Há que reconhecer que a política nacional começa a perder a capacidade de nos surpreender.
De facto, se olharmos de repente para os acontecimentos extraordinários com que convivemos nos últimos anos, só nos resta riscar do nosso vocabulário aquela expressão comum "Não é possível!"
Vejamos, muito sumariamente. Em 1999, as eleições deram ao Partido Socialista uma 2ª vitória, desta vez a rasar a maioria absoluta. Estão lembrados de que até estavam já feitos os cartazes a dizer "Obrigado Portugal", tal era a confiança no conforto da vitória? Pois o Governo saído dessa eleições governou metade do mandato e, na sequência da derrota nas autárquicas, o 1º Ministro, num gesto dramático sem precedentes, atirou-se para chão e declarou o país um pântano ingovernável... Não é possível, teríamos dito uns tempos antes se alguém alucinado aventasse tal cenário. Mas foi.
Novas eleições, vitória do PSD, maioria assegurada pela coligação com o PP. Corria o início do 3º ano de Governo, o País vivia a euforia do Euro 2004, distraído por alguns dias da necessidade de trabalhar com afinco para recuperar da grave crise económica. Na Europa, escolhiam-se os novos Comissários e a discussão por cá seguia morna, ainda que com alguns laivos de mistério para os mais atentos.
Eis que, sem aviso prévio, é anunciado que o 1º Ministro português será o futuro Presidente da Comissão Europeia, facto que seria certamente motivo de grande orgulho e honra nacional. Todos os maçadores detalhes daí resultantes teriam que estar resolvidos em poucos dias, para que o candidato pudesse ter tempo de se preparar. Não é possível! dissémos todos. Mas foi.
O Presidente da República, que não se tinha eximido a críticas sobre o eventuais excessos da política de rigor do anterior Governo, dá posse ao novo Governo sob o signo da vigilância apertada em matéria de rigor. O novo 1º Ministro, para calar rumores sobre a falta de legitimidade, consagra-se em Congresso já em exercício de funções, como se fosse de admitir que o próprio Partido derrubasse o seu 1º Ministro. Como foi tudo isto possível?, mas foi.
Mas eis que 6 meses decorridos, o Presidente da República conclui que afinal aquele Governo não servia e decide dissolver o Parlamento sem demitir o Governo, gerando-se um consenso (??) sobre a razoabilidade de, ainda assim, ser apresentado o orçamento para 2005. Alucinante? Não, pois aconteceu.

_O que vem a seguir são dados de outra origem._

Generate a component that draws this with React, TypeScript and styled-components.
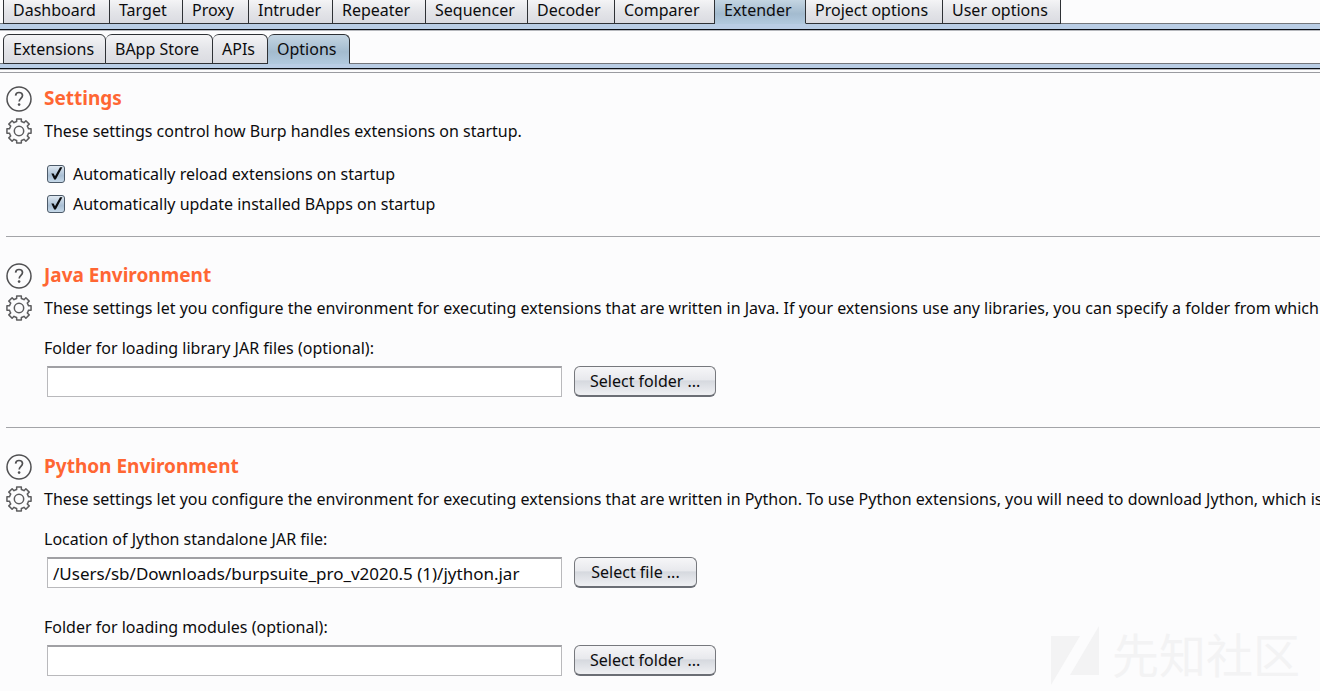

Temos portanto novas eleições, que deram a maioria absoluta ao Partido que durante os três anos anteriores se disitinguiu por combater tenazmente as políticas de contenção orçamental e de reformas públicas necessárias. Assumido o Poder, o novo ministro das Finanças nãoperdeu tempo: durante dois meses, a catadupa de medidas de carácter restritivo atordoou os portugueses e convenceu-os de que não havia mesmo outro caminho senão o que já tinha sido anunciado pelos Governos anteriores, só que desta vez com cores ainda mais carregadas. Impossível, esta reviravolta política? Não, aconteceu.
Mas eis que, no auge da vaga de medidas e quando se esperava, em suspense, pela sua execução, se demite, sem mais nem ontem, o próprio Ministro das Finanças! Cansado, exausto, ao fim de 4 meses de anúncios. Drama nacional, vergonha pela credibilidade perdida? Não, o melhor é depositarmos todas as esperanças no novo titular e repetir, agora já frouxamente, a bondade das políticas anunciadas. Impossível, isto não pode ter acontecido? Erro, aconteceu.
Mas o País olhava esperançado as eleições presidenciais, saltando agilmente sobre as autárquicas que não parecem oferecer o grau de stress a que já nos vamos habituando. Candidato para aqui, recusas para li, Manuel Alegre diz que não vai, o Ministro dos Negócios Estrangeiros Freitas do Amaral dá uma entrevista surrealista e (pouco) cifrada em que diz "Never say Never".
Esta parece ser de facto a frase que mais se adapta à vida política nacional.
Porque o Dr.Mário Soares que, ainda há pouco, ao celebrar 80 anos de idade, tinha esclarecido o povo sobre as sua intenções firmes de dizer "Basta!" à sua intervenção política activa, surge agora, com emoção de comentadores e grande azáfama dos militantes socialista, como o óbvio candidato da esquerda!
Será o Dr. Mário Soares, por mais respeito e consideração que mereça, o Presidente da República que os portugueses precisam? Ou o que interessa é compôr o tabuleiro do xadrez político a curto prazo, resolver um problemazinho de apresentação de nomes, e entreter os jornais com mais uns editoriais e comentários próprios de quem não contava com esta?
Impossível? No reino do Absurdo já nada nos pode surpreender.